May 02, 2009

A letter from Karl Marx and the education of a communist

In November 1837 Marx had spent a year at the provincial university of Bonn. During this time he wrote to his father- we have some of those letters- but he wrote a particularly long and full account of his year in November. What Marx tried to get across to his father in this letter was his slow conversion to the philosophy of Hegel- to having to 'make my idol a philosophy I hated' and abandoning idealism, Kant and Fichte. The letter is an interesting production- obviously for what it says about Hegelianism and other philosophical schools but also for what it reveals about the young Marx- his personality and the way that he understood his own intellectual evolution- this is afterall an intellectual account, an audit of a year's work.

The first thing that I think you get from the letter is the sense of Marx's volume of reading. It stretches across both classical authors (he names Tacitus and Ovid) and modern (notably Hegel, but also Savigny, Feuerbach, Cramer, Lauterbach and others). It encompassed many subjects: Marx essayed to read in poetry, literature, he 'made some acquaintance with natural science and history' (particularly delighting in Riemarus's 'On the Instincts of Animals), inquired into law both Canon, German (through Frankish capitularies) and modern and of course joined a reading group prompted by his philosophical investigations. WE also get a sense of the young Karl's output- he attempted to write a philosophical treatise, books of romantic lyric poetry to his future wife Jenny, and 'began to learn English and Italian on my own ie out of grammars'. Marx is of course writing to his father- but even so the names of the titles and the way that the letter addresses their contribution to his intellectual trajectory are redolent of a student encountering a vast corpus of European literature across a range of subjects: Marx was obviously well read.

What is interestingly absent is economics: we hear plenty of philosophy but little of the craft that was to reveal to Marx (so he thought) the underlying material basis of society. That is partly because Marx's own interest in what seems to have been untutored reading did not focus on economics or society itself but on the relationship between change and reality. He battles for example with the definition of law- looking to compose a study of law by splitting it into two parts, the first a theoretical consideration of the metaphysics of law (its underlying principles) and secondly attempting to view the definitions of law as passed through Roman in particular and other laws. As Marx himself expressed, such a project hid problems, he wrote 'as though the development of the ideas of positive law... could ever be anything different from the formation of the concept of law.' In a sense here we have Marx struggling towards a Hegelian or later Marxist undestanding of the role of history in the development of a human conceptual apparatus: the history of the adaptation of a term to circumstance is actually the history of the process of refinement that that term goes through.
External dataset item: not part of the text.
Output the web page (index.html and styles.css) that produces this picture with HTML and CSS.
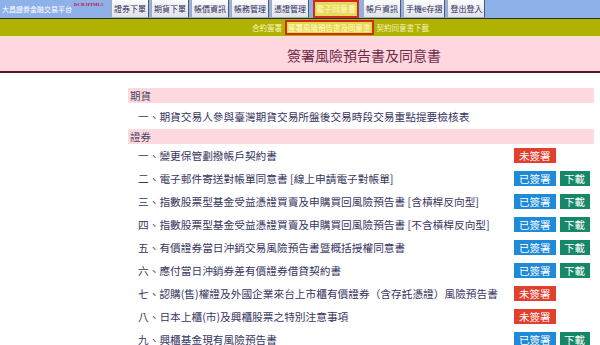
FILE: index.html
```html
<!DOCTYPE html>
<html lang="zh-Hant">
<head>
<meta charset="utf-8">
<title>簽署風險預告書及同意書</title>
<link rel="stylesheet" href="styles.css">
</head>
<body>
<header class="topbar">
  <div class="brand"><span class="brand-name">大昌證券金融交易平台</span><span class="brand-tag">DCB HTML5</span></div>
  <nav class="mainnav">
    <a class="tab">證券下單</a>
    <a class="tab">期貨下單</a>
    <a class="tab">帳價資訊</a>
    <a class="tab">帳務管理</a>
    <a class="tab">憑證管理</a>
    <a class="tab tab-active">電子同意書</a>
    <a class="tab">帳戶資訊</a>
    <a class="tab">手機e存摺</a>
    <a class="tab">登出登入</a>
  </nav>
</header>
<div class="subbar">
  <a class="sublink">合約簽署</a>
  <a class="sublink sublink-active">簽署風險預告書及同意書</a>
  <a class="sublink">契約同意書下載</a>
</div>
<div class="titlebar"><h1 class="page-title">簽署風險預告書及同意書</h1></div>
<main class="doclist">
  <div class="section">期貨</div>
  <div class="row row-first"><span class="doc">一、期貨交易人參與臺灣期貨交易所盤後交易時段交易重點提要檢核表</span></div>
  <div class="section">證券</div>
  <div class="row"><span class="doc">一、變更保管劃撥帳戶契約書</span><span class="actions"><a class="btn btn-unsigned">未簽署</a></span></div>
  <div class="row"><span class="doc">二、電子郵件寄送對帳單同意書 [線上申請電子對帳單]</span><span class="actions"><a class="btn btn-signed">已簽署</a><a class="btn btn-download">下載</a></span></div>
  <div class="row"><span class="doc">三、指數股票型基金受益憑證買賣及申購買回風險預告書 [含槓桿反向型]</span><span class="actions"><a class="btn btn-signed">已簽署</a><a class="btn btn-download">下載</a></span></div>
  <div class="row"><span class="doc">四、指數股票型基金受益憑證買賣及申購買回風險預告書 [不含槓桿反向型]</span><span class="actions"><a class="btn btn-signed">已簽署</a><a class="btn btn-download">下載</a></span></div>
  <div class="row"><span class="doc">五、有價證券當日沖銷交易風險預告書暨概括授權同意書</span><span class="actions"><a class="btn btn-signed">已簽署</a><a class="btn btn-download">下載</a></span></div>
  <div class="row"><span class="doc">六、應付當日沖銷券差有價證券借貸契約書</span><span class="actions"><a class="btn btn-signed">已簽署</a><a class="btn btn-download">下載</a></span></div>
  <div class="row"><span class="doc">七、認購(售)權證及外國企業來台上市櫃有價證券（含存託憑證）風險預告書</span><span class="actions"><a class="btn btn-unsigned">未簽署</a></span></div>
  <div class="row"><span class="doc">八、日本上櫃(市)及興櫃股票之特別注意事項</span><span class="actions"><a class="btn btn-unsigned">未簽署</a></span></div>
  <div class="row"><span class="doc">九、興櫃基金現有風險預告書</span><span class="actions"><a class="btn btn-signed">已簽署</a><a class="btn btn-download">下載</a></span></div>
</main>
</body>
</html>
```
FILE: styles.css
```css
* { box-sizing: border-box; }
html, body { margin: 0; padding: 0; background: #ffffff; }
body {
  font-family: "Noto Sans CJK TC", "Noto Sans", sans-serif;
  color: #363660;
  width: 600px;
  overflow: hidden;
}
a { text-decoration: none; cursor: pointer; }

.topbar {
  display: flex;
  height: 19px;
  background: #8fb1ea;
  border-bottom: 1px solid #2e2e2e;
}
.brand {
  flex: 0 0 111px;
  padding-left: 2px;
  display: flex;
  align-items: flex-start;
  white-space: nowrap;
}
.brand-name {
  color: #ffffff;
  font-size: 7px;
  line-height: 18px;
}
.brand-tag {
  color: #c8103c;
  font-size: 5px;
  font-weight: bold;
  line-height: 10px;
  margin-left: 2px;
  font-family: "Liberation Serif", serif;
}
.mainnav {
  display: flex;
  gap: 2px;
  height: 18px;
}
.tab {
  height: 18px;
  padding: 0 2px;
  border: 1px solid #a4acb8;
  border-right-color: #555a64;
  border-top: none;
  background: linear-gradient(#fbfbfb, #dfe3ea);
  color: #2c2c5c;
  font-size: 8px;
  line-height: 17px;
  white-space: nowrap;
}
.tab-active {
  margin: 0 2px 0 2px;
  padding: 0 1px;
  border: 2px solid #d22a1e;
  background: #e8da5a;
  color: #fffbd0;
  line-height: 14px;
}

.subbar {
  display: flex;
  align-items: center;
  height: 18px;
  padding-left: 252px;
  background: #b0b200;
  border-bottom: 1px solid #efe9b8;
  gap: 3px;
}
.sublink {
  color: #f8f2c0;
  font-size: 7.5px;
  line-height: 14px;
  white-space: nowrap;
}
.sublink-active {
  border: 2px solid #cf2a1a;
  background: #e7d84c;
  color: #fffbd6;
  padding: 0 1px;
  height: 15px;
  line-height: 11px;
}

.titlebar {
  height: 36px;
  background: #ffd7df;
  border-bottom: 2px solid #5c1628;
  padding-left: 128px;
}
.page-title {
  margin: 0;
  text-align: center;
  font-size: 14px;
  font-weight: normal;
  line-height: 36px;
  color: #6e2c48;
}

.doclist {
  padding: 15px 6px 0 128px;
  display: flex;
  flex-direction: column;
}
.section {
  height: 15px;
  background: #ffd9e0;
  padding-left: 2px;
  font-size: 10.5px;
  line-height: 15px;
  color: #4a4a5e;
}
.row {
  display: flex;
  align-items: center;
  height: 23px;
  padding-left: 10px;
  font-size: 10.7px;
  white-space: nowrap;
}
.row-first { height: 26px; }
.doc { flex: 1 1 auto; }
.actions {
  flex: 0 0 80px;
  display: flex;
  gap: 4px;
}
.btn {
  display: inline-block;
  height: 15px;
  padding: 0 5px;
  color: #ffffff;
  font-size: 10.5px;
  line-height: 15px;
}
.btn-unsigned { background: #e2402f; }
.btn-signed { background: #1f8ad8; }
.btn-download { background: #17876a; padding: 0 4.5px; }
```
History in that sense is related to the formation of concepts and much more related to that process than formal definition or abstract logical reasoning is.

I am not professionally competent enough to understand Hegelianism- but this letter does seem interesting to me because it describes an education. Marx's reading in this period of his life was his own and it seems directed to an end- an end we should be aware of when we consider what communism as it later evolved in his hands and the hands of others became. What he seems to be interested in in this letter is the relationship of change to the structure of ideas of forms: Marx describes a juvenile philosophical pamphlet as containing 'a philosophical and dialectical development of the divinity as it manifests itself as idea-in-itself, religion, nature and history. My last sentence was the beggining of Hegel's system'. For Marx this revelation changed utterly his own understanding of the world- and he writes his letter in such a way as to reveal his changing thought about how concepts are generated- describing a history or process of thought rather than a logical sequence of thoughts.

Reading this letter suggests therefore that when we come to try and understand Marx, it is vital not to see him only as an economist but also as some kind of philosopher of history and experience. His movement towards the communism that was to make him famous started with the adaptation of Hegelian ideas and the reasons that he adopted those- as set out in this letter- were to do with the relationship between experience and history. This letter whcih I have barely understood is an important document which reflects the kind of education that Marx had and suggests interesting issues about the kind of theory he was to develop. Eventually his arguments were to be economical but the idea that ideas were generated by historical evolutions rather than ab nihilo was never to leave him.